Eine individuelle Ausgestaltung mit frei skalierbaren Versicherungsleistungen oder einem modularen Vertragsaufbau sichert dem Versicherungsnehmer die Möglichkeit eines individuell nach seinen Bedürfnissen ausgestalteten Versicherungsschutzes. Sofern das Versicherungsunternehmen modulare Tarifkomponenten anbietet, sollten die Kombinationsmöglichkeiten mit einem bereits bestehenden Versicherungsschutz, beispielsweise die Absicherung einer Sofortleistung bei Eintritt der Pflegebedürftigkeit, hinterfragt werden. Tariflich festgeschriebene oder vertraglich zu vereinbarende und ausreichend dimensionierte Sofortleistungen bei dem erstmaligen Eintritt einer Pflegebedürftigkeit sichern ein finanzielles Polster für Investitionen (zum Beispiel Treppenlift) und Umbaumaßnahmen zur Verbesserung der Barrierefreiheit in den eigenen vier Wänden. Die Vereinbarung von Wartezeiten sollte im Gegenzug nur gegen einen verkürzten Antrag und mit einem garantierten Leistungsanspruch des Versicherungsnehmers nach Ablauf der Wartezeit erfolgen.

Anpassungsoptionen und Nachversicherungsgarantien

Vor allem jüngeren Kunden steht oftmals das Budget für eine umfassende Absicherung aller biometrischen Risiken noch nicht zur Verfügung, sodass eine temporäre Kompromisslösung gefunden werden muss. Tarife mit umfangreichen Anpassungsoptionen und Nachversicherungsgarantien sind vor allem für diese Zielgruppe von Vorteil. Sofern eine vertragliche Anpassung ereignisabhängig (Heirat, Geburt eines Kindes, Bau oder Kauf einer Immobilie usw.) und ereignisunabhängig (zum Beispiel zu einem bestimmten Lebensalter oder nach einer definierten Vertragsdauer) erfolgen kann, wird dem Kunden ein hohes Maß an Flexibilität für eine bedarfsgerechte Vertragsneuordnung eingeräumt. Auch die Möglichkeit einer Erhöhung der versicherten Leistung bei Renteneintritt des Versicherungsnehmers bzw. der versicherten Person ist von Vorteil, da der Versorgungsbedarf im Pflegefall im fortgeschrittenen Lebensalter zumeist realistischer beurteilt wird. Sofern eine derartige Option vom Versicherer angeboten wird, ist allerdings darauf zu achten, dass diese nicht nur auf gesetzlich Versicherte beschränkt, sondern auch für Beamte und Mitglieder berufsständischer Versorgungswerke geöffnet wird. Mit einer dynamischen Anpassung des Versicherungsvertrages vor Eintritt einer Pflegebedürftigkeit und mit einer garantierten Erhöhung der Versicherungsleistungen im Pflegefall können Kaufkraftverluste nachhaltig kompensiert werden.

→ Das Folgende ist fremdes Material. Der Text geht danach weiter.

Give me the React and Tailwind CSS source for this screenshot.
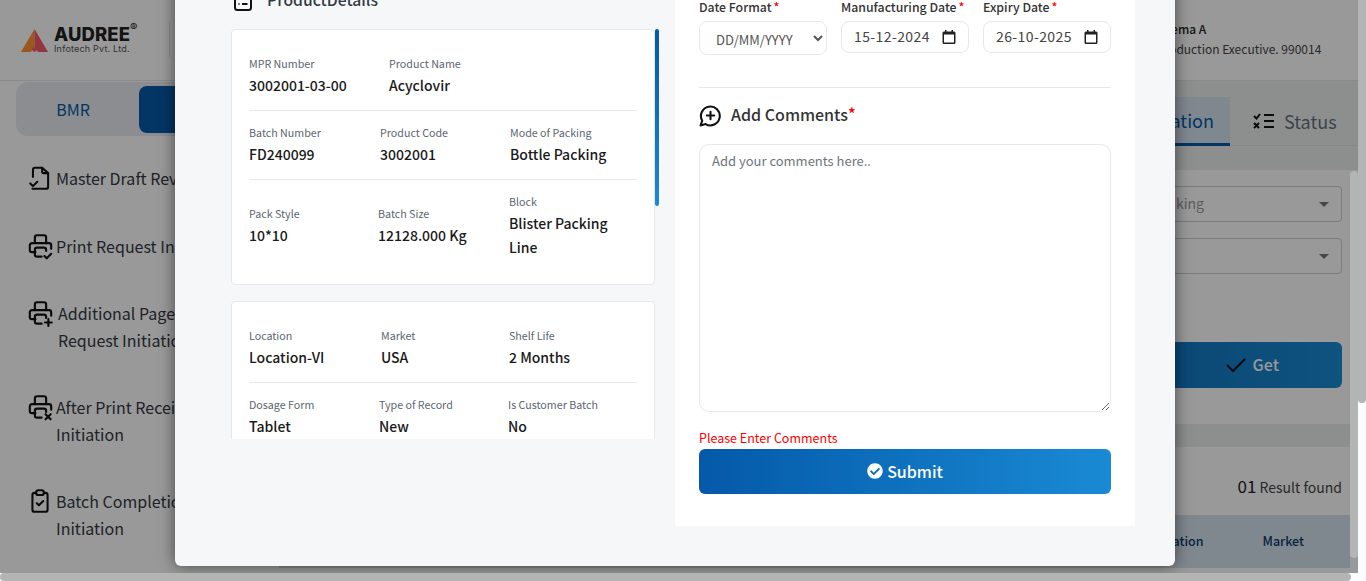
import React from "react";
import { FaCheckCircle } from "react-icons/fa";

const Ico = ({ children, className = "", size = 27, sw = 1.9 }) => (
  <svg width={size} height={size} viewBox="0 0 24 24" fill="none" stroke="#111" strokeWidth={sw} strokeLinecap="round" strokeLinejoin="round" className={"shrink-0 " + className}>
    {children}
  </svg>
);

const PrinterBase = () => (
  <>
    <path d="M7.5 17H4.5a2 2 0 0 1-2-2v-4a2 2 0 0 1 2-2h15a2 2 0 0 1 2 2v3" />
    <path d="M17 9V4a2 2 0 0 0-2-2H9a2 2 0 0 0-2 2v5" />
    <path d="M13 21H9a2 2 0 0 1-2-2v-4a2 2 0 0 1 2-2h6a2 2 0 0 1 2 2v1" />
  </>
);

const Cell = ({ label, value }) => (
  <div className="pt-px pb-px">
    <div className="text-[10.7px] leading-[18px] text-[#5b6470]">{label}</div>
    <div className="text-[14px] leading-[24px] font-medium text-[#1a1a1a]">{value}</div>
  </div>
);

const Divider = () => <div className="h-px bg-[#e6e8ec] my-[12px]" />;

const Req = () => <span className="text-[#f00] ml-[2px]">*</span>;

const Calendar = () => (
  <svg width="14" height="14" viewBox="0 0 14 14" className="shrink-0">
    <path d="M3 0h1.5v1.5h5V0H11v1.5h1A1.5 1.5 0 0 1 13.5 3v9.5A1.5 1.5 0 0 1 12 14H2a1.5 1.5 0 0 1-1.5-1.5V3A1.5 1.5 0 0 1 2 1.5h1zM2 4.5v8h10v-8z" fill="#222" />
  </svg>
);

const DateBox = ({ label, value }) => (
  <div className="w-[128px]">
    <div className="text-[12.3px] leading-[18px] mb-[5px] font-medium text-[#333] whitespace-nowrap">{label}<Req /></div>
    <div className="h-[32px] border border-[#e6e8ec] rounded-[8px] bg-white flex items-center justify-between pl-[12px] pr-[12px] text-[14px] tracking-[0.4px] text-[#444]">
      <span className="-mt-[2px]">{value}</span>
      <Calendar />
    </div>
  </div>
);

const Item = ({ icon, lines, cls, tx = "" }) => (
  <div className={"flex items-start pl-[27px] " + cls}>
    <span className="w-[29px] shrink-0">{icon}</span>
    <div className={"text-[16px] leading-[27px] text-[#333a44] whitespace-nowrap " + tx}>
      {lines.map((l) => <div key={l}>{l}</div>)}
    </div>
  </div>
);

export default function App() {
  return (
    <div className="relative w-[1366px] h-[581px] overflow-hidden bg-white text-[#222]" style={{ fontFamily: '"Noto Sans CJK JP", "Noto Sans", sans-serif' }}>
      <header className="h-[81px] border-b border-[#e3e6ea] flex items-center">
        <div className="w-[170px] h-[36px] flex items-center pl-[21px] border-r border-[#e3e6ea] -mt-[2px]">
          <svg width="27" height="24" viewBox="0 0 27 24" className="mt-[3px]">
            <path d="M13.5 0 0 23h10l3.5-5z" fill="#ff9530" />
            <path d="M13.5 0 27 23H17l-3.5-5z" fill="#f5596a" />
            <circle cx="13.5" cy="20.5" r="2.2" fill="#f5596a" />
          </svg>
          <div className="ml-[6px] relative pt-px" style={{ fontFamily: "Inter, sans-serif" }}>
            <div className="text-[18.5px] leading-[18px] font-extrabold tracking-[0.1px] text-[#222]">AUDREE<span className="absolute -top-[6px] left-[76px] text-[11px] font-normal">®</span></div>
            <div className="text-[9px] leading-[11px] text-[#555] tracking-[0.2px] whitespace-nowrap">Infotech Pvt. Ltd.</div>
          </div>
        </div>
        <div className="ml-auto w-[210px] pl-px -mt-[3px] whitespace-nowrap">
          <div className="text-[12px] leading-[20px] font-medium">Seema A</div>
          <div className="text-[12px] leading-[20px] text-[#444]">Production Executive. 990014</div>
        </div>
      </header>

      <div className="flex h-[492px]">
        <aside className="w-[279px] shrink-0">
          <div className="ml-[16px] mt-px w-[263px] h-[54px] rounded-l-[12px] bg-[#e8ebf0] flex items-center pl-[4px]">
            <div className="w-[106px] text-center text-[16px] text-[#0559a8]">BMR</div>
            <div className="ml-[13px] w-[140px] h-[47px] rounded-l-[8px] bg-[#0559a8]" />
          </div>
          <Item cls="mt-[29px]" lines={["Master Draft Review"]} icon={<Ico size={26}><path d="M14 2.5v4a1 1 0 0 0 1 1h4.5" /><path d="M5.5 11V4.5a2 2 0 0 1 2-2H14l5.5 5V20a2 2 0 0 1-2 2H5" /><path d="M3 17l2.5 2.5 4-4" /></Ico>} />
          <Item cls="mt-[41px]" lines={["Print Request Initiation"]} icon={<Ico><PrinterBase /><path d="M15.5 20.5l2 2 4-4" /></Ico>} />
          <Item cls="mt-[40px]" tx="ml-[2px]" lines={["Additional Page", "Request Initiation"]} icon={<Ico><PrinterBase /><path d="M19 17v6M16 20h6" /></Ico>} />
          <Item cls="mt-[40px]" lines={["After Print Receipt", "Initiation"]} icon={<Ico><PrinterBase /><path d="M16.5 18l4.5 4.5M21 18l-4.5 4.5" /></Ico>} />
          <Item cls="mt-[40px]" lines={["Batch Completion", "Initiation"]} icon={<Ico size={26}><path d="M8.5 4.5H7a2 2 0 0 0-2 2V20a2 2 0 0 0 2 2h10a2 2 0 0 0 2-2V6.5a2 2 0 0 0-2-2h-1.5" /><rect x="8.5" y="2" width="7" height="4.5" rx="2" /><path d="M9 14l2 2 4-4" /></Ico>} />
        </aside>

        <main className="flex-1 min-w-0 pr-[16px]">
          <div className="bg-[#eceeed] -mr-[16px] h-[89px] pt-[16px]">
            <div className="h-[49px] border-b border-[#dfe2e4] flex justify-end pr-[16px]">
              <div className="h-[49px] w-[130px] bg-[#d5e3ee] border-b-[3px] border-[#0559a8] flex items-center justify-end pr-[16px] text-[18px] text-[#0559a8]">Initiation</div>
              <div className="h-[48px] w-[120px] flex items-center pl-[23px] text-[18px] text-[#66707c]">
                <svg width="22" height="18" viewBox="0 0 22 18" fill="none" stroke="#111" strokeWidth="2" className="mr-[9px] shrink-0"><path d="M1 4l2.5 2.5L7 2M1 11l5 5M6 11l-5 5M11 3h10M11 9h10M11 15h10" /></svg>
                Status
              </div>
            </div>
          </div>
          <div className="px-[8px] pt-[16px] flex flex-col items-end">
            <div className="w-[500px] h-[36px] border border-[#ccd0d4] rounded-[4px] flex items-center justify-between pl-[16px] pr-[12px] text-[14px] text-[#999]">
              <span className="pl-[317px] pb-[2px] whitespace-nowrap">king</span>
              <span className="border-x-[5px] border-x-transparent border-t-[5px] border-t-[#777]" />
            </div>
            <div className="w-[500px] h-[36px] mt-[16px] border border-[#ccd0d4] rounded-[4px] flex items-center justify-end pr-[12px]">
              <span className="border-x-[5px] border-x-transparent border-t-[5px] border-t-[#777]" />
            </div>
            <div className="w-[500px] h-[46px] mt-[68px] rounded-[6px] bg-gradient-to-r from-[#0559a8] to-[#1a8ad4] flex items-center justify-end pr-[63px] pb-[2px] text-[16px] font-medium text-white">
              <svg width="20" height="16" viewBox="0 0 20 16" fill="none" stroke="#111" strokeWidth="2" className="mr-[7px] mt-[2px]"><path d="M1 8l6 6L19 2" /></svg>
              Get
            </div>
          </div>
          <div className="h-[23px] mt-[36px] bg-[#eceeed]" />
          <div className="pr-[8px] mt-[27px] text-right text-[14px] leading-[24px] text-[#444]"><span className="text-[17px] text-[#222]">01</span> Result found</div>
          <div className="mt-[16px] h-[53px] bg-[#d5e3ee] flex items-center justify-end pr-[46px] text-[12.5px] font-medium text-[#0b3a6b]">
            <span className="mr-[59px]">Location</span>
            <span>Market</span>
          </div>
        </main>
      </div>

      <div className="absolute left-0 top-0 w-[1358px] h-[573px] bg-black/40 overflow-hidden flex justify-center items-end pr-[8px] pb-[7px]">
        <div className="w-[1000px] shrink-0 bg-[#f6f7f9] rounded-b-[6px] shadow-[0_0_16px_rgba(0,0,0,0.55)] pt-[10px] pb-[40px] flex items-start">
          <div className="w-[500px] shrink-0 pl-[56px] pt-[8px]">
            <div className="flex items-center h-[24px] mb-[17px] text-[15.7px] font-medium text-[#333a44]">
              <svg width="20" height="20" viewBox="0 0 20 20" fill="none" stroke="#111" strokeWidth="2" className="ml-[2px] mr-[14px] mt-[3px]"><rect x="2" y="1" width="16" height="17" rx="2.5" /><path d="M5.5 7h1M9 7h5.5M5.5 12h1M9 12h5.5" /></svg>
              ProductDetails
            </div>
            <div className="relative w-[428px] h-[410px] overflow-hidden">
              <div className="w-[424px] rounded-[4px] border border-[#e6e8ec] bg-white px-[17px] pt-[24px] pb-[24px]">
                <div className="grid grid-cols-[140px_1fr]"><Cell label="MPR Number" value="3002001-03-00" /><Cell label="Product Name" value="Acyclovir" /></div>
                <Divider />
                <div className="grid grid-cols-[131px_130px_1fr]"><Cell label="Batch Number" value="FD240099" /><Cell label="Product Code" value="3002001" /><Cell label="Mode of Packing" value="Bottle Packing" /></div>
                <Divider />
                <div className="grid grid-cols-[129px_131px_110px] items-center"><Cell label="Pack Style" value="10*10" /><Cell label="Batch Size" value="12128.000 Kg" /><Cell label="Block" value={<>Blister Packing<br />Line</>} /></div>
              </div>
              <div className="w-[424px] mt-[16px] rounded-[4px] border border-[#e6e8ec] bg-white px-[17px] pt-[24px] pb-[24px]">
                <div className="grid grid-cols-[132px_128px_1fr]"><Cell label="Location" value="Location-VI" /><Cell label="Market" value="USA" /><Cell label="Shelf Life" value="2 Months" /></div>
                <Divider />
                <div className="grid grid-cols-[130px_129px_1fr]"><Cell label="Dosage Form" value="Tablet" /><Cell label="Type of Record" value="New" /><Cell label="Is Customer Batch" value="No" /></div>
              </div>
              <div className="absolute right-0 top-0 w-[4px] h-[177px] rounded-[2px] bg-gradient-to-b from-[#0559a8] to-[#1a8ad4]" />
            </div>
          </div>

          <div className="w-[460px] shrink-0 bg-white px-[24px] pt-[18px] pb-[32px]">
            <div className="flex justify-between">
              <div className="w-[128px]">
                <div className="text-[12.3px] leading-[18px] mb-[5px] font-medium text-[#333]">Date Format<Req /></div>
                <select className="w-full h-[34px] border border-[#e6e8ec] rounded-[8px] bg-white pl-[12px] pr-[4px] pt-[3px] text-[13px] text-[#555] outline-none" defaultValue="d">
                  <option value="d">DD/MM/YYYY</option>
                </select>
              </div>
              <DateBox label="Manufacturing Date" value="15-12-2024" />
              <DateBox label="Expiry Date" value="26-10-2025" />
            </div>
            <div className="h-px bg-[#e6e8ec] mt-[32px]" />
            <div className="flex items-center h-[26px] mt-[13px] text-[16px] font-medium text-[#333]">
              <svg width="23" height="23" viewBox="0 0 22 22" fill="none" stroke="#111" strokeWidth="2" strokeLinecap="round" strokeLinejoin="round" className="mr-[9px] mt-[2px]"><path d="M1.5 20.5l1.6-4.5a9 9 0 1 1 3.2 3.2z" /><path d="M7.5 11h7M11 7.5v7" /></svg>
              Add Comments<span className="text-[#f00] text-[16px] -mt-[2px]">*</span>
            </div>
            <textarea placeholder="Add your comments here.." className="block w-full h-[268px] mt-[17px] border border-[#e6e8ec] rounded-[10px] px-[12px] py-[5px] text-[13px] leading-[21px] outline-none placeholder:text-[#6c757d]" />
            <div className="text-[12.5px] leading-[20px] mt-[16px] text-[#f00]">Please Enter Comments</div>
            <div className="mt-px h-[45px] pb-[2px] rounded-[6px] bg-gradient-to-r from-[#0559a8] to-[#1a8ad4] flex items-center justify-center text-[16px] font-medium text-white">
              <FaCheckCircle className="text-[16px] mr-[4px]" />Submit
            </div>
          </div>
        </div>
      </div>

      <div className="absolute right-0 top-0 w-[8px] h-[581px] bg-[#fbfcfd]"><div className="w-[8px] h-[403px] rounded-b-[4px] bg-[#b3b5b4]" /></div>
      <div className="absolute left-[1350px] top-[171px] w-[8px] h-[387px] rounded-[4px] bg-[#b3b5b4]" />
      <div className="absolute left-0 bottom-0 w-[1358px] h-[8px] bg-[#fbfcfd]"><div className="w-[1351px] h-[8px] rounded-[4px] bg-[#b3b5b4]" /></div>
    </div>
  );
}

Änderung der sozialrechtlichen Grundlagen

Für den Fall einer Änderung der sozialrechtlichen Grundlagen, wie dies das Zweite Pflegestärkungsgesetz vorsieht, müssen die Versicherungsbedingungen eine verbindliche Regelung bezüglich eines Umstellungsrechts des Versicherungsnehmers auf eine neue Tarifgeneration ohne erneute Risikoprüfung und eventuelle Wartezeiten vorsehen.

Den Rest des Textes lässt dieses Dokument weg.